What are some of y'alls favorite old skool songs?


----------



## Kayo45 (Oct 12, 2010)




----------



## Xiahko (Feb 24, 2010)




----------



## dixieland (Aug 14, 2009)

Kayo 45,I remember listening to that song way back in the day.I think I was about 10.But still a good song.Thanks for reminding me to add that to my download list.
Xiahko,I liked No Doubt there for a while before they got to mainstream.But sorry,I never liked the Spice Girls.You're probably a few years younger then me.I remember my younger sister loving them.


----------



## Xiahko (Feb 24, 2010)

Yeah,I didn't like when she sold her soul to the mainstream either. :/

EVERYONE LIKES THIS SONG 8D






Sorry I had to...I actually hate this song~

I love this one though


----------



## dixieland (Aug 14, 2009)

Maybe you're more then a few years younger then me.....I remember when both were popular but I didn't like either


----------



## dixieland (Aug 14, 2009)

Here's another that was my favorite.Sorry,I've been in an Alice In Chains mood lately.


----------



## junkyard (Oct 14, 2010)

Dixie you very obviously have exceptional taste in music.

AIC unplugged is in my top five albums of all time.

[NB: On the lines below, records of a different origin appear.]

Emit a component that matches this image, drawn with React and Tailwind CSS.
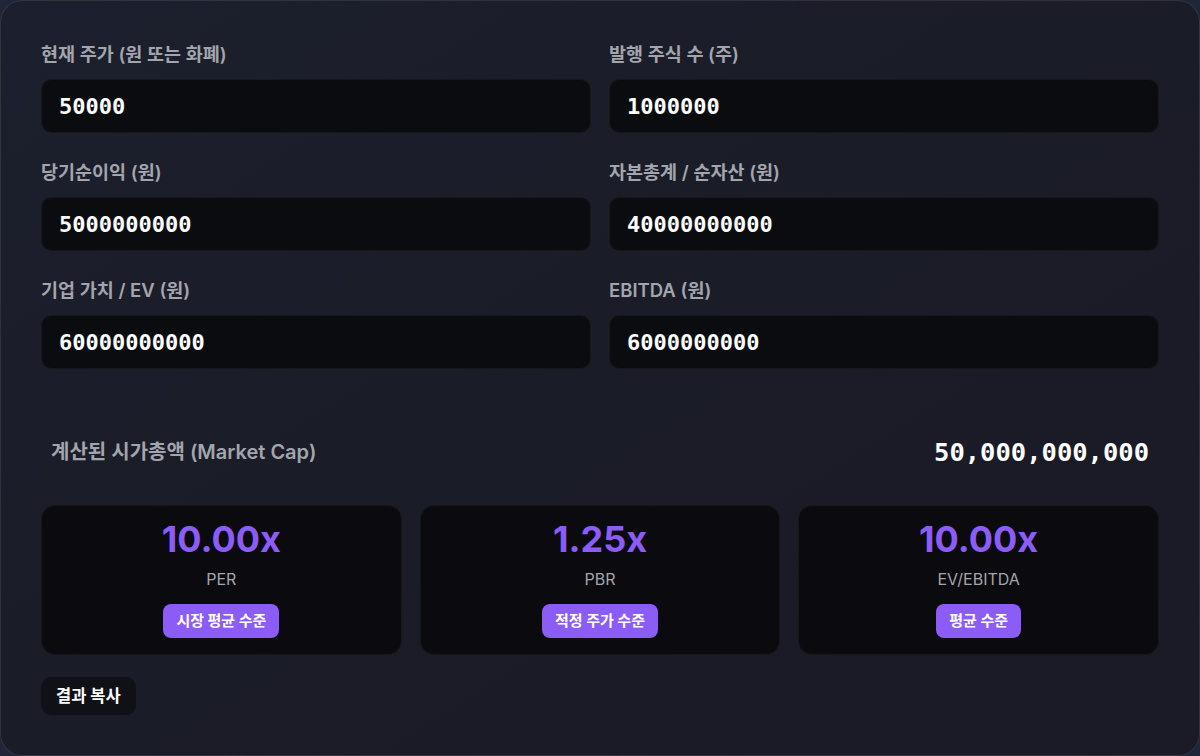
import { useState } from "react";

const FIELDS = [
  { key: "price", label: "현재 주가 (원 또는 화폐)", value: "50000" },
  { key: "shares", label: "발행 주식 수 (주)", value: "1000000" },
  { key: "netIncome", label: "당기순이익 (원)", value: "5000000000" },
  { key: "equity", label: "자본총계 / 순자산 (원)", value: "40000000000" },
  { key: "ev", label: "기업 가치 / EV (원)", value: "60000000000" },
  { key: "ebitda", label: "EBITDA (원)", value: "6000000000" },
];

const sans = "font-['Inter','Noto_Sans_CJK_KR',sans-serif]";
const mono = "font-['DejaVu_Sans_Mono','Noto_Sans_CJK_KR',monospace]";

export default function App() {
  const [values, setValues] = useState(
    Object.fromEntries(FIELDS.map((f) => [f.key, f.value]))
  );

  const n = (k) => Number(values[k]) || 0;
  const marketCap = n("price") * n("shares");
  const per = n("netIncome") ? marketCap / n("netIncome") : 0;
  const pbr = n("equity") ? marketCap / n("equity") : 0;
  const evEbitda = n("ebitda") ? n("ev") / n("ebitda") : 0;

  const metrics = [
    { name: "PER", value: per, badge: "시장 평균 수준" },
    { name: "PBR", value: pbr, badge: "적정 주가 수준" },
    { name: "EV/EBITDA", value: evEbitda, badge: "평균 수준" },
  ];

  return (
    <div className={`h-[756px] w-[1200px] bg-[#1f2638] ${sans}`}>
      <div className="h-full rounded-[22px] border border-white/10 bg-gradient-to-br from-[#1c1f2d] via-[#1a1c27] to-[#1b1a27] pl-10 pr-[40px] pt-[40px]">
        <div className="grid grid-cols-2 gap-x-[18px] gap-y-[26px]">
          {FIELDS.map((f) => (
            <div key={f.key}>
              <label className="block h-[26px] text-[18.5px] font-semibold leading-[26px] text-[#a3a5ad]">
                {f.label}
              </label>
              <input
                value={values[f.key]}
                onChange={(e) =>
                  setValues({ ...values, [f.key]: e.target.value })
                }
                className={`mt-3 h-[54px] w-full rounded-[10px] border border-white/5 bg-[#0b0c10] px-[17px] text-[22px] font-semibold text-white outline-none ${mono}`}
              />
            </div>
          ))}
        </div>

        <div className="mt-[63px] flex h-10 items-center justify-between px-[10px]">
          <span className="text-[20px] font-semibold text-[#a3a5ad]">
            계산된 시가총액 (Market Cap)
          </span>
          <span className={`text-[25.5px] font-bold text-white ${mono}`}>
            {marketCap.toLocaleString("en-US")}
          </span>
        </div>

        <div className="mt-[33px] grid grid-cols-3 gap-[18px]">
          {metrics.map((m) => (
            <div
              key={m.name}
              className="flex h-[150px] flex-col items-center rounded-[14px] border border-white/5 bg-[#0b0b0f] pt-[11px]"
            >
              <p className="text-[36px] font-bold leading-[44px] text-[#8b5cf6]">
                {m.value.toFixed(2)}x
              </p>
              <p className="mt-[8px] text-[16px] leading-5 text-[#a3a5ad]">
                {m.name}
              </p>
              <span className="mt-[15px] rounded-lg bg-[#8b5cf6] px-[13px] py-[6px] text-[15px] font-bold leading-[22px] text-white">
                {m.badge}
              </span>
            </div>
          ))}
        </div>

        <button className="mt-[22px] h-[38px] rounded-[10px] bg-[#0f1116] px-[15px] text-[16.5px] font-bold text-white">
          결과 복사
        </button>
      </div>
    </div>
  );
}
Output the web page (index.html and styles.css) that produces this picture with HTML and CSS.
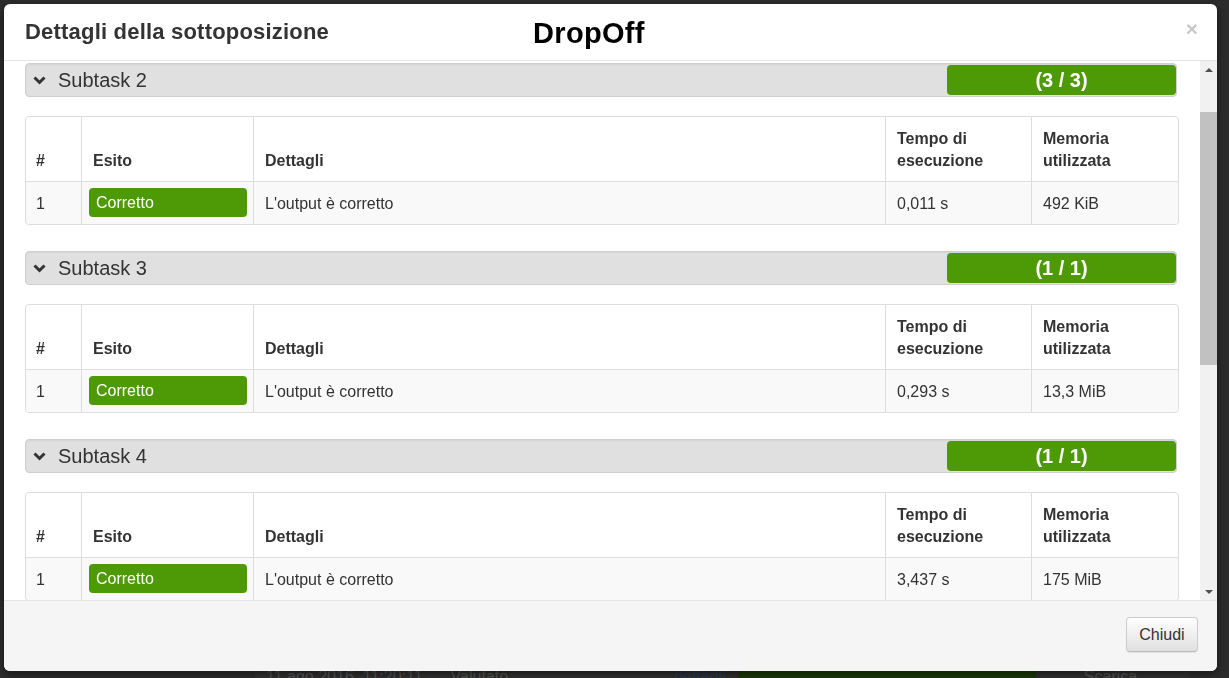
FILE: index.html
```html
<!DOCTYPE html>
<html lang="it">
<head>
<meta charset="utf-8">
<title>Dettagli della sottoposizione</title>
<link rel="stylesheet" href="styles.css">
</head>
<body>
<div class="page">
  <div class="page-row">
    <span class="pc pc-date">11 ago 2016, 11:20:11</span>
    <span class="pc pc-state">Valutato</span>
    <span class="pc pc-link">dettagli</span>
    <span class="pc pc-score"></span>
    <span class="pc pc-dl">Scarica</span>
  </div>
</div>

<div class="modal">
  <div class="modal-header">
    <h4 class="modal-title">Dettagli della sottoposizione</h4>
    <span class="task-name">DropOff</span>
    <button class="close" type="button">×</button>
  </div>

  <div class="modal-body-wrap">
    <div class="modal-body">

      <section class="subtask">
        <div class="subtask-head">
          <svg class="chev" viewBox="0 0 13 9" width="13" height="9"><polyline points="1.5,1.5 6.5,6.5 11.5,1.5" fill="none" stroke="#333" stroke-width="3"/></svg>
          <span class="subtask-title">Subtask 2</span>
          <span class="score">(3 / 3)</span>
        </div>
        <table class="tc">
          <colgroup><col class="c1"><col class="c2"><col class="c3"><col class="c4"><col class="c5"></colgroup>
          <thead><tr><th>#</th><th>Esito</th><th>Dettagli</th><th>Tempo di esecuzione</th><th>Memoria utilizzata</th></tr></thead>
          <tbody><tr><td>1</td><td class="lc"><span class="label">Corretto</span></td><td>L'output è corretto</td><td>0,011 s</td><td>492 KiB</td></tr></tbody>
        </table>
      </section>

      <section class="subtask">
        <div class="subtask-head">
          <svg class="chev" viewBox="0 0 13 9" width="13" height="9"><polyline points="1.5,1.5 6.5,6.5 11.5,1.5" fill="none" stroke="#333" stroke-width="3"/></svg>
          <span class="subtask-title">Subtask 3</span>
          <span class="score">(1 / 1)</span>
        </div>
        <table class="tc">
          <colgroup><col class="c1"><col class="c2"><col class="c3"><col class="c4"><col class="c5"></colgroup>
          <thead><tr><th>#</th><th>Esito</th><th>Dettagli</th><th>Tempo di esecuzione</th><th>Memoria utilizzata</th></tr></thead>
          <tbody><tr><td>1</td><td class="lc"><span class="label">Corretto</span></td><td>L'output è corretto</td><td>0,293 s</td><td>13,3 MiB</td></tr></tbody>
        </table>
      </section>

      <section class="subtask">
        <div class="subtask-head">
          <svg class="chev" viewBox="0 0 13 9" width="13" height="9"><polyline points="1.5,1.5 6.5,6.5 11.5,1.5" fill="none" stroke="#333" stroke-width="3"/></svg>
          <span class="subtask-title">Subtask 4</span>
          <span class="score">(1 / 1)</span>
        </div>
        <table class="tc">
          <colgroup><col class="c1"><col class="c2"><col class="c3"><col class="c4"><col class="c5"></colgroup>
          <thead><tr><th>#</th><th>Esito</th><th>Dettagli</th><th>Tempo di esecuzione</th><th>Memoria utilizzata</th></tr></thead>
          <tbody><tr><td>1</td><td class="lc"><span class="label">Corretto</span></td><td>L'output è corretto</td><td>3,437 s</td><td>175 MiB</td></tr></tbody>
        </table>
      </section>

    </div>
    <div class="scrollbar">
      <div class="sb-btn"><span class="arr-up"></span></div>
      <div class="sb-gap"></div>
      <div class="sb-thumb"></div>
      <div class="sb-rest"></div>
      <div class="sb-btn"><span class="arr-down"></span></div>
    </div>
  </div>

  <div class="modal-footer">
    <button class="btn" type="button">Chiudi</button>
  </div>
</div>
</body>
</html>
```

FILE: styles.css
```css
* { box-sizing: border-box; }

html, body {
  margin: 0;
  padding: 0;
  height: 100%;
}

body {
  background: #2c2c2c;
  font-family: "Liberation Sans", Arial, sans-serif;
  color: #333;
  overflow: hidden;
}

/* page behind the backdrop */
.page {
  height: 678px;
  display: flex;
  flex-direction: column;
  justify-content: flex-end;
}

.page-row {
  height: 12px;
  margin: 0 40px 0 255px;
  background: #303030;
  display: flex;
  align-items: center;
  font-size: 16px;
  color: #555;
  transform: translateY(5px);
}

.pc { white-space: nowrap; }
.pc-date { margin-left: 11px; }
.pc-state { margin-left: 28px; }
.pc-link { margin-left: 166px; color: #2a3b55; }
.pc-score { margin-left: 12px; width: 298px; height: 12px; background: #1d3a08; }
.pc-dl { margin-left: 48px; }

/* modal overlay */
.modal {
  position: fixed;
  left: 4px;
  top: 4px;
  width: 1213px;
  height: 667px;
  background: #fff;
  border-radius: 6px;
  display: flex;
  flex-direction: column;
  overflow: hidden;
  box-shadow: 0 3px 9px rgba(0, 0, 0, 0.5);
}

.modal-header {
  height: 57px;
  flex: none;
  display: flex;
  align-items: center;
  padding: 0 19px 0 21px;
  border-bottom: 1px solid #e5e5e5;
}

.modal-title {
  margin: 0;
  font-size: 22px;
  font-weight: bold;
  line-height: 24px;
  letter-spacing: 0.2px;
  color: #333;
}

.task-name {
  margin-left: 204px;
  font-size: 29px;
  font-weight: bold;
  letter-spacing: 0.3px;
  color: #000;
  line-height: 30px;
  margin-top: 2px;
}

.close {
  margin-left: auto;
  border: 0;
  background: none;
  padding: 0;
  font-family: "Liberation Sans", Arial, sans-serif;
  font-size: 21px;
  font-weight: bold;
  line-height: 20px;
  color: #c8c8c8;
  margin-top: -6px;
}

.modal-body-wrap {
  flex: 1;
  display: flex;
  min-height: 0;
}

.modal-body {
  flex: 1;
  overflow: hidden;
  padding: 2px 23px 0 21px;
}

.subtask { margin-bottom: 26px; }

.subtask-head {
  height: 34px;
  display: flex;
  align-items: center;
  background: #e0e0e0;
  border: 1px solid #cfcfcf;
  border-radius: 4px;
  box-shadow: inset 0 1px 2px rgba(0, 0, 0, 0.06);
  padding-left: 7px;
  margin-bottom: 19px;
}

.chev { flex: none; margin-top: 1px; }

.subtask-title {
  margin-left: 12px;
  font-size: 20px;
  color: #333;
}

.score {
  margin-left: auto;
  width: 229px;
  height: 30px;
  background: #4e9a06;
  border-radius: 4px;
  color: #fff;
  font-size: 20px;
  font-weight: bold;
  text-align: center;
  line-height: 30px;
}

.tc {
  width: 100%;
  table-layout: fixed;
  border-collapse: separate;
  border-spacing: 0;
  border: 1px solid #ddd;
  border-radius: 4px;
  font-size: 16px;
  line-height: 22px;
}

.c1 { width: 55px; }
.c2 { width: 172px; }
.c3 { width: 632px; }
.c4 { width: 146px; }
.c5 { width: 147px; }

.tc th, .tc td {
  padding: 11px 11px 9px 11px;
  text-align: left;
  border-left: 1px solid #ddd;
}

.tc th:first-child, .tc td:first-child {
  border-left: 0;
  padding-left: 10px;
}

.tc th {
  vertical-align: bottom;
  font-weight: bold;
  border-bottom: 1px solid #ddd;
  color: #333;
}

.tc tbody tr { background: #f9f9f9; }

.tc td { color: #333; vertical-align: middle; }

.tc td:first-child { border-bottom-left-radius: 4px; }
.tc td:last-child { border-bottom-right-radius: 4px; }

.tc td.lc { padding: 6px 6px 7px 7px; }

.label {
  display: block;
  height: 29px;
  line-height: 29px;
  padding: 0 7px;
  background: #4e9a06;
  border-radius: 4px;
  color: #fff;
  font-size: 16px;
}

/* drawn scrollbar */
.scrollbar {
  width: 17px;
  flex: none;
  background: #f1f1f1;
  display: flex;
  flex-direction: column;
}

.sb-btn {
  height: 17px;
  flex: none;
  display: flex;
  align-items: center;
  justify-content: center;
}

.arr-up {
  width: 0; height: 0;
  border-left: 4px solid transparent;
  border-right: 4px solid transparent;
  border-bottom: 4px solid #505050;
}

.arr-down {
  width: 0; height: 0;
  border-left: 4px solid transparent;
  border-right: 4px solid transparent;
  border-top: 4px solid #505050;
}

.sb-gap { height: 34px; flex: none; }
.sb-thumb { height: 253px; flex: none; background: #c1c1c1; }
.sb-rest { flex: 1; }

.modal-footer {
  height: 71px;
  flex: none;
  background: #f5f5f5;
  border-top: 1px solid #e5e5e5;
  display: flex;
  justify-content: flex-end;
  align-items: flex-start;
  padding: 16px 19px 0 0;
}

.btn {
  width: 72px;
  height: 35px;
  font-family: "Liberation Sans", Arial, sans-serif;
  font-size: 16px;
  color: #333;
  background: linear-gradient(#fff, #e0e0e0);
  border: 1px solid #ccc;
  border-bottom-color: #bbb;
  border-radius: 4px;
  box-shadow: inset 0 1px 0 rgba(255,255,255,.15), 0 1px 1px rgba(0,0,0,.075);
  padding: 0;
}
```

Actually listened too it last night. 
Crazy thing is Layne Stayley sang that set with pretty much no teeth, his herion addiction had gotten so bad and he was visibly sick, apparently he hadnt left his house for nearly two months before it was recorded for mtv.
Its also awesome that even after all the **** he put the band through they never bickered or said anything bad about him, Jerry never blamed him nor badmouthed him i think thats extremely rare and show how big a man Jerry is.


----------



## Xiahko (Feb 24, 2010)

My sister was the Hanson lover...I never liked them. I was in 9th grade when they came out? I think?

When I was a kid it was New Kids On The Block.....but I couldn't STAND them.


----------



## dixieland (Aug 14, 2009)

junkyard said:


> Dixie you very obviously have exceptional taste in music.
> 
> AIC unplugged is in my top five albums of all time. Actually listened too it last night.
> Crazy thing is Layne Stayley sang that set with pretty much no teeth, his herion addiction had gotten so bad and he was visibly sick, apparently he hadnt left his house for nearly two months before it was recorded for mtv.
> Its also awesome that even after all the **** he put the band through they never bickered or said anything bad about him, Jerry never blamed him nor badmouthed him i think thats extremely rare and show how big a man Jerry is.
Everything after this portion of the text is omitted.